Unlike some categorizations in the comments here, I wouldn't say that the devs are anti-Oracle, they're pro-Hudson. I think they've tried to work with Oracle as much as they can, and certainly shown more patience than I think I would have. Once it became clear Oracle didn't necessarily have Hudson's best intentions at heart, things started to go downhill.

Oracle has not been especially communicative, and it's not especially respectful to literally pull the plug on a project's infrastructure without decent prior warning. For all the failings of java.net, when it was run by Sun, they did at least make sure people knew ahead of time of planned outages (the unplanned we don't discuss).

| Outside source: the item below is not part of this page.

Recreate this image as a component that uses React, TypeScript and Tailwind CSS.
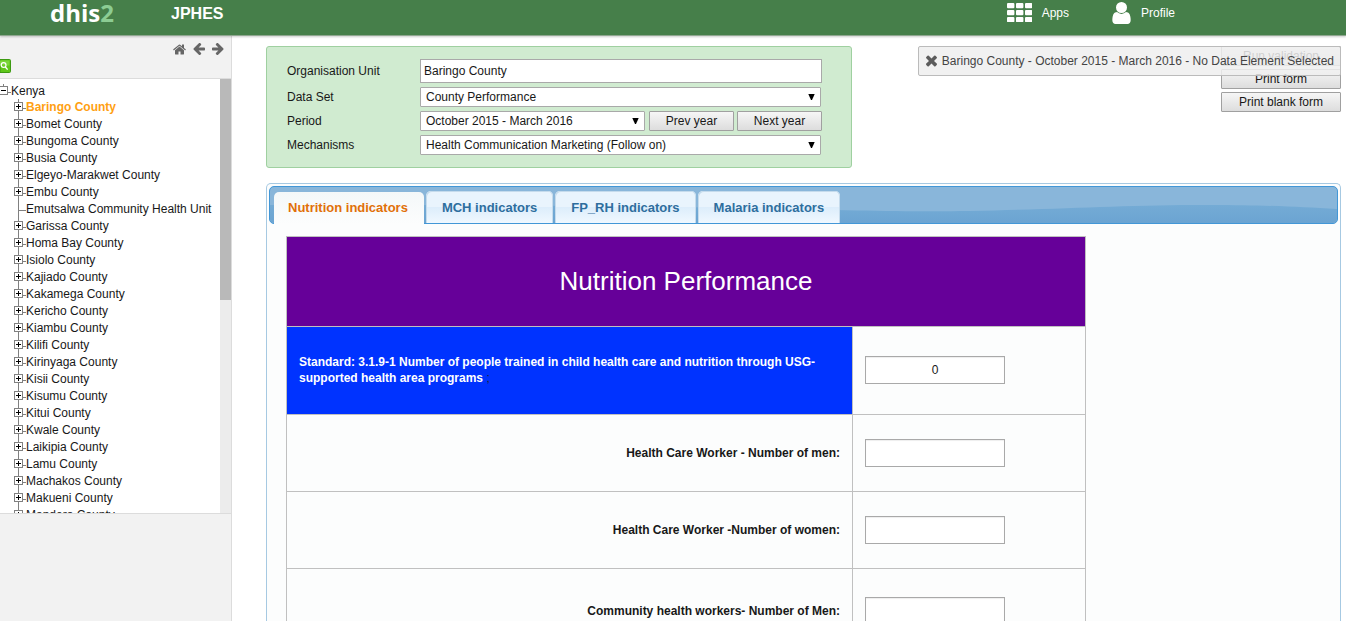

From my POV, it looks like Oracle has two heads: there's the nasty, legal head that is happy to sue everyone with Sun's patent arsenal, and there's the plain incompetent head that doesn't have a clue how to interact with open-source development. We're seeing the latter here, and I guess the community is just fortunate that Hudson isn't patent-encumbered (as far as I know). I don't think there's any particular malice here, just a general level of incompetence and hubris.

1 comments

I agree. This sounds like it's just a classic case of Not Invented Here syndrome more than anything else. I've been in a similar situation before: a big company is insistent that everyone use their own internal infrastructure because they're skeptical of the reliability of others' networks. Of course, they ignore the fact that their network is terribly unreliable in making this decision.